Do not do any of these yet since in the next exercise I'll be using this unit test to teach you some more performance tuning tricks. You'll come back and do these after you do Exercise 41.

  • As usual, you should go through all the defensive programming checks and add assert``s for conditions that shouldn't happen.  For example, you should not be getting ``NULL values for the recursion functions, so assert that.
  • The traverse function traverses the tree in order by traversing left, then right, then the current node. You can create traverse functions for reverse order as well.
  • It does a full string compare on every node, but I could use the Hashmap hashing functions to speed this up. I could hash the keys, then keep the hash in the BSTreeNode. Then in each of the set up functions I can hash the key ahead of time, and pass it down to the recursive function. Using this hash I can then compare each node much quicker similar to I do in Hashmap.

Extra Credit

Again, do not do these yet, wait until Exercise 41 when you can use performance tuning features of Valgrind to do them.

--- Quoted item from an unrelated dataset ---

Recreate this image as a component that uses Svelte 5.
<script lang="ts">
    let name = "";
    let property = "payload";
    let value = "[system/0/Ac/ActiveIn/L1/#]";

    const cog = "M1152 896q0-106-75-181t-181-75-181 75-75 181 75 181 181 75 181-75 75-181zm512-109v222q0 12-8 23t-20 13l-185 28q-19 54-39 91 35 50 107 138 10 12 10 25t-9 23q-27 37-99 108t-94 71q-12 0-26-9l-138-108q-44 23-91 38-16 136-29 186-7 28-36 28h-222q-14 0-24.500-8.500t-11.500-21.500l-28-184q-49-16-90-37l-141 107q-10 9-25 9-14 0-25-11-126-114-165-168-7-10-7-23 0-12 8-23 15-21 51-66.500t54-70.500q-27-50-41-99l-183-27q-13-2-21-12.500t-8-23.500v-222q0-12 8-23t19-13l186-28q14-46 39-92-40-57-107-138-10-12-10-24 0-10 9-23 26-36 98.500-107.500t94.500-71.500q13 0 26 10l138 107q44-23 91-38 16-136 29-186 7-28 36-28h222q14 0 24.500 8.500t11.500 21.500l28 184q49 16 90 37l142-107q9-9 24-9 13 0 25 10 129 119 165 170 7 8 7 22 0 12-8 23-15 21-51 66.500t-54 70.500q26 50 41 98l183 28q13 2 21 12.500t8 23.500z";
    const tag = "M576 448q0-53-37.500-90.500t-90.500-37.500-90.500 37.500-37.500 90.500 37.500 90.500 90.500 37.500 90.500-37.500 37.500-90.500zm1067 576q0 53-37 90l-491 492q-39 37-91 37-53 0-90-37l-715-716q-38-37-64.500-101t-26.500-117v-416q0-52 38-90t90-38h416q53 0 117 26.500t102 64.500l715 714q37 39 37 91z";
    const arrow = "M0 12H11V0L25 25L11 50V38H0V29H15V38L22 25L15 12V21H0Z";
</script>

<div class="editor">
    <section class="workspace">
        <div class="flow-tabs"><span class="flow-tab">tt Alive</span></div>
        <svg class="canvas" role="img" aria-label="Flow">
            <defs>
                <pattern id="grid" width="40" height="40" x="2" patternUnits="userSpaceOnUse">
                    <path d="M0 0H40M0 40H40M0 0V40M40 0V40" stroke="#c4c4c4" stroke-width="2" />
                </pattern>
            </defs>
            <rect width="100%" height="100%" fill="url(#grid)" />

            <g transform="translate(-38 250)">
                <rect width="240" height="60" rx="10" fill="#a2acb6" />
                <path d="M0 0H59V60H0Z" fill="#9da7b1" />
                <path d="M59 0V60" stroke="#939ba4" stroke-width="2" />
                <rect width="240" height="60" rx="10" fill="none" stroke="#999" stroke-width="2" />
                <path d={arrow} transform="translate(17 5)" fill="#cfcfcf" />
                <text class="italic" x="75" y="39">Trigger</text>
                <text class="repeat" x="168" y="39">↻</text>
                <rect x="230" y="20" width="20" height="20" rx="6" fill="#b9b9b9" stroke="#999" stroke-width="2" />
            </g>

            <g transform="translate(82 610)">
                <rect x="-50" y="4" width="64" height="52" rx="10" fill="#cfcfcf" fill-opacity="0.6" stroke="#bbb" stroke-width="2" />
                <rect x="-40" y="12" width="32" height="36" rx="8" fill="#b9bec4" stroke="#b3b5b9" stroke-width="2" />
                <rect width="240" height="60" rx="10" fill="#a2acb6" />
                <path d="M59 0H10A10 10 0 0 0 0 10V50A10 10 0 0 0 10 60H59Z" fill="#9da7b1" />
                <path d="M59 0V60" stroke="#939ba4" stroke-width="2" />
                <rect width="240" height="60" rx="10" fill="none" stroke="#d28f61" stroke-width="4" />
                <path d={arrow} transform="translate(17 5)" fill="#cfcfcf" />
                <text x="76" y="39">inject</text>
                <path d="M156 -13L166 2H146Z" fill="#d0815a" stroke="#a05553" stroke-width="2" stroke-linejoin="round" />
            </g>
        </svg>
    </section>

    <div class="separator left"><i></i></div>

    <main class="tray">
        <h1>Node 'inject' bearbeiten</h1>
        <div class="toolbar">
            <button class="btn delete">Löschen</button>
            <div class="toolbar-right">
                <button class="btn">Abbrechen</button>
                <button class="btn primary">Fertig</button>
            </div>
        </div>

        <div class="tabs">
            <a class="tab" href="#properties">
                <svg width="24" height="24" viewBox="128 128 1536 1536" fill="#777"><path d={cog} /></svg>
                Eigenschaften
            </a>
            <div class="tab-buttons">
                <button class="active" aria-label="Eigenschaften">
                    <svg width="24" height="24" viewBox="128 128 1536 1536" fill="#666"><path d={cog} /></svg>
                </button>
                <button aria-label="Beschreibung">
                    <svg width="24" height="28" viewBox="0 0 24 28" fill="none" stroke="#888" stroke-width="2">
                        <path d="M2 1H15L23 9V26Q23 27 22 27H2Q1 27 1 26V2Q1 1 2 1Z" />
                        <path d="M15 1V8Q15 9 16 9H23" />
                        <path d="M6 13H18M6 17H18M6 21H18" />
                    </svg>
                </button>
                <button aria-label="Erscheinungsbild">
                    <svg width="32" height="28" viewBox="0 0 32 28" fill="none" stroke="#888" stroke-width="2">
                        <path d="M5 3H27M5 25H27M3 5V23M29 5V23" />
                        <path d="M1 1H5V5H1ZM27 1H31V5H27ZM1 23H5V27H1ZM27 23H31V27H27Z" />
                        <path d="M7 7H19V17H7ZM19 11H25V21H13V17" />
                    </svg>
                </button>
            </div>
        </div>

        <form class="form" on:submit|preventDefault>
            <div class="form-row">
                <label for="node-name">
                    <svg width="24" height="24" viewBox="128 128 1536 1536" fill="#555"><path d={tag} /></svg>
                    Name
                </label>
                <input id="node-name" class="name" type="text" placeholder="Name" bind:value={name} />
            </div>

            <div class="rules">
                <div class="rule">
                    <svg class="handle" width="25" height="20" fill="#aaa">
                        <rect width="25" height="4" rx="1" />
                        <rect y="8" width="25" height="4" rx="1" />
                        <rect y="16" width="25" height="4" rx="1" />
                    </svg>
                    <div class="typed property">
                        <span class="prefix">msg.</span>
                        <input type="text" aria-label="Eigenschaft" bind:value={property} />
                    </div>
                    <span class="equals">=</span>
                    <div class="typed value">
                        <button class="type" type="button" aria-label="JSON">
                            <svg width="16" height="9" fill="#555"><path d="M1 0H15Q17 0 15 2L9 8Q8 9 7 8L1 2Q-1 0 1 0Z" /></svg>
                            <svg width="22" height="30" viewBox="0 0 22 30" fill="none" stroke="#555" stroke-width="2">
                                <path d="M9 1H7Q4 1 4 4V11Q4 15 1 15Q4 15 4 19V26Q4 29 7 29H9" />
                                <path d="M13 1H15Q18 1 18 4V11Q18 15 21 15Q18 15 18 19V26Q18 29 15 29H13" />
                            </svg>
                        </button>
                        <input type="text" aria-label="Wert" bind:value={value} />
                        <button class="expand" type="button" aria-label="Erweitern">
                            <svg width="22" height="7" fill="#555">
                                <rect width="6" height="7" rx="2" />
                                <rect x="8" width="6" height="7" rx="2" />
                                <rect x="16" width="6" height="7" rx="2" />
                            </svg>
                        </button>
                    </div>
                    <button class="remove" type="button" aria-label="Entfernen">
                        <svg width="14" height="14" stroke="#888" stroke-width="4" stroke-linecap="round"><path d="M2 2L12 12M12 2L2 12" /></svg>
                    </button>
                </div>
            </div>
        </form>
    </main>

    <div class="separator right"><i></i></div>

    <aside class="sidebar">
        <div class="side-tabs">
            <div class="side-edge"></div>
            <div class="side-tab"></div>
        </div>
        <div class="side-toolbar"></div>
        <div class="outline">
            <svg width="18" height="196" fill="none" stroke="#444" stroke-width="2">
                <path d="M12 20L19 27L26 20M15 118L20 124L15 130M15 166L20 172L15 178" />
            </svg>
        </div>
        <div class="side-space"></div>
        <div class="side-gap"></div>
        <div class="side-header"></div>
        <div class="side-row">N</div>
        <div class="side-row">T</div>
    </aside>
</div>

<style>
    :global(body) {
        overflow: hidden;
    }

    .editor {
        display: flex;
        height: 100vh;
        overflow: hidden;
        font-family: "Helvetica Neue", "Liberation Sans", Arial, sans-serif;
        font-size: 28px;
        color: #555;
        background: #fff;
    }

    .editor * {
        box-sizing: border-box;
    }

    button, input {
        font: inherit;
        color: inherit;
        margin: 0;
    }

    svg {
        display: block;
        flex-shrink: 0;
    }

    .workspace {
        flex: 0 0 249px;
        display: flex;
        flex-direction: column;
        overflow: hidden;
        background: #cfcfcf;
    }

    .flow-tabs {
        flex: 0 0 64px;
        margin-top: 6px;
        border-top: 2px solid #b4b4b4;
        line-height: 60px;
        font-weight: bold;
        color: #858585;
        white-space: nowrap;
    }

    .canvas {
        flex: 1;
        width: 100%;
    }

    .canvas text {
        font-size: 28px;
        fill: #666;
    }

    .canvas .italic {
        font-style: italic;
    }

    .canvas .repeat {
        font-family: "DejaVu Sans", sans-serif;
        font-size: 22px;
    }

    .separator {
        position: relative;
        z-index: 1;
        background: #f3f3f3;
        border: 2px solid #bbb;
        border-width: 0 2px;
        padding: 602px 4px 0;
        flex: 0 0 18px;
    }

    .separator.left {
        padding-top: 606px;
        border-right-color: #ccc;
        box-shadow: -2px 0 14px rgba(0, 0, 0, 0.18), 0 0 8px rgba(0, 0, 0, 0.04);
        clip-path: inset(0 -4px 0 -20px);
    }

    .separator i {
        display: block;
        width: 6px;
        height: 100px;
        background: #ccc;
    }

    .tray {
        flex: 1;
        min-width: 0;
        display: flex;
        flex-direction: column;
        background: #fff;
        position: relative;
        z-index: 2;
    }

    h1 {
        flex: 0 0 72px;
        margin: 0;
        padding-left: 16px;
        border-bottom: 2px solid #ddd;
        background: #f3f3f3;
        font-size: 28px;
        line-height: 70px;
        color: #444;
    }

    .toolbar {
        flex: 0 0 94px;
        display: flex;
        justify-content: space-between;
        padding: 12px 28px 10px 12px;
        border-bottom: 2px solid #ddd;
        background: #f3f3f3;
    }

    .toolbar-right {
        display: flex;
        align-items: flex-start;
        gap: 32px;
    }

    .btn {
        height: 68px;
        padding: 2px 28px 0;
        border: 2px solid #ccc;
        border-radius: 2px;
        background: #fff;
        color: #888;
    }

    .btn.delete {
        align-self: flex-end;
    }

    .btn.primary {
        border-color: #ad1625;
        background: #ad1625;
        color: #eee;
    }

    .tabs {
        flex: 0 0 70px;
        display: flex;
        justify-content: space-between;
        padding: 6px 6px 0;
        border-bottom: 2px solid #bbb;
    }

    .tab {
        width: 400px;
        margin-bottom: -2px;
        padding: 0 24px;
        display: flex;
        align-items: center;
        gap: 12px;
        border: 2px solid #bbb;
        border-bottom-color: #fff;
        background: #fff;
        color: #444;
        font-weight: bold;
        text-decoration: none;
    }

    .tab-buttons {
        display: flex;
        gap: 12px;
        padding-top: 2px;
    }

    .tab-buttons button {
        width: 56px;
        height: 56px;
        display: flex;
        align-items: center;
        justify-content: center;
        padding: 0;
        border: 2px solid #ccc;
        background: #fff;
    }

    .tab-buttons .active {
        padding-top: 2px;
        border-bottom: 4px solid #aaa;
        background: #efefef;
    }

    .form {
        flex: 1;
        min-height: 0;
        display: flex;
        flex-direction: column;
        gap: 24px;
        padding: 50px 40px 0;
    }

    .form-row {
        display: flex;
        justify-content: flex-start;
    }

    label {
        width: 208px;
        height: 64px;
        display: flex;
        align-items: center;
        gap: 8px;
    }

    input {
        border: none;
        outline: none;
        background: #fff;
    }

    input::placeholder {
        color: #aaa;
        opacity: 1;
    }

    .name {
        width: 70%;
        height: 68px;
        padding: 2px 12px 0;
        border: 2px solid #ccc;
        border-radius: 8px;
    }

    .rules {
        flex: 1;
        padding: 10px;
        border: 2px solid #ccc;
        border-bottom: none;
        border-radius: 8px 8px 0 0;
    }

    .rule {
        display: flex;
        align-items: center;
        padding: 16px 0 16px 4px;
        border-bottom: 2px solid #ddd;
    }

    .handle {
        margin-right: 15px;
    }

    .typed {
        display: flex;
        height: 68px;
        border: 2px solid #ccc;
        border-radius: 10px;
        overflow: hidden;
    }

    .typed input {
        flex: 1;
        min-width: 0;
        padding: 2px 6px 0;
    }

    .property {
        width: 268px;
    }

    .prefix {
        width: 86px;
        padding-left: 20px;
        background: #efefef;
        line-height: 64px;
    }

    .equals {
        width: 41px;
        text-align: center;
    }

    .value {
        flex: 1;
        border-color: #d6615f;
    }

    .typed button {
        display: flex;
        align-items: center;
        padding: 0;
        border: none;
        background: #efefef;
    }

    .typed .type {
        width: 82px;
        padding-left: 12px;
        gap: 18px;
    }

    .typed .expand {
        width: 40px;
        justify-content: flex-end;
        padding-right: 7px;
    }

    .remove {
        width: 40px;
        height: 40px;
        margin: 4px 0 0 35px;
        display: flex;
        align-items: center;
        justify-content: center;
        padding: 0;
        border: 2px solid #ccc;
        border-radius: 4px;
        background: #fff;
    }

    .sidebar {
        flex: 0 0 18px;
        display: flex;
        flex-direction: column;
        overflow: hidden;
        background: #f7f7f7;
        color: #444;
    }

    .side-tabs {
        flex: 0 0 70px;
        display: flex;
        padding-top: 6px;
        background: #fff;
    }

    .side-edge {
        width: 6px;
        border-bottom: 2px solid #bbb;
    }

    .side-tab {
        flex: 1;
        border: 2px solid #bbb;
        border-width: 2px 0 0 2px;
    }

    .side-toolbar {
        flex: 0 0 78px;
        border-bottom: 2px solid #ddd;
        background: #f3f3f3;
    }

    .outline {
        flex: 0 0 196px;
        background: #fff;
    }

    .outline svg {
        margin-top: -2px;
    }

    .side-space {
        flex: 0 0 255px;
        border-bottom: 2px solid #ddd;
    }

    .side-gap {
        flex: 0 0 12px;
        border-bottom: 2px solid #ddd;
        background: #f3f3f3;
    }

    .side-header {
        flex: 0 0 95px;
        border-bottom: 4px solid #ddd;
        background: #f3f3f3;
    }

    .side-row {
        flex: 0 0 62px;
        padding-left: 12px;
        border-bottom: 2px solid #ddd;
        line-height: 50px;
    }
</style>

  • There's an alternative way to do this data structure without using recursion. The Wikipedia page shows alternatives that don't use recursion but do the same thing. Why would this be better or worse?
  • Read up on all the different similar trees you can find. There's AVL trees, Red-Black trees, and some non-tree structures like Skip Lists.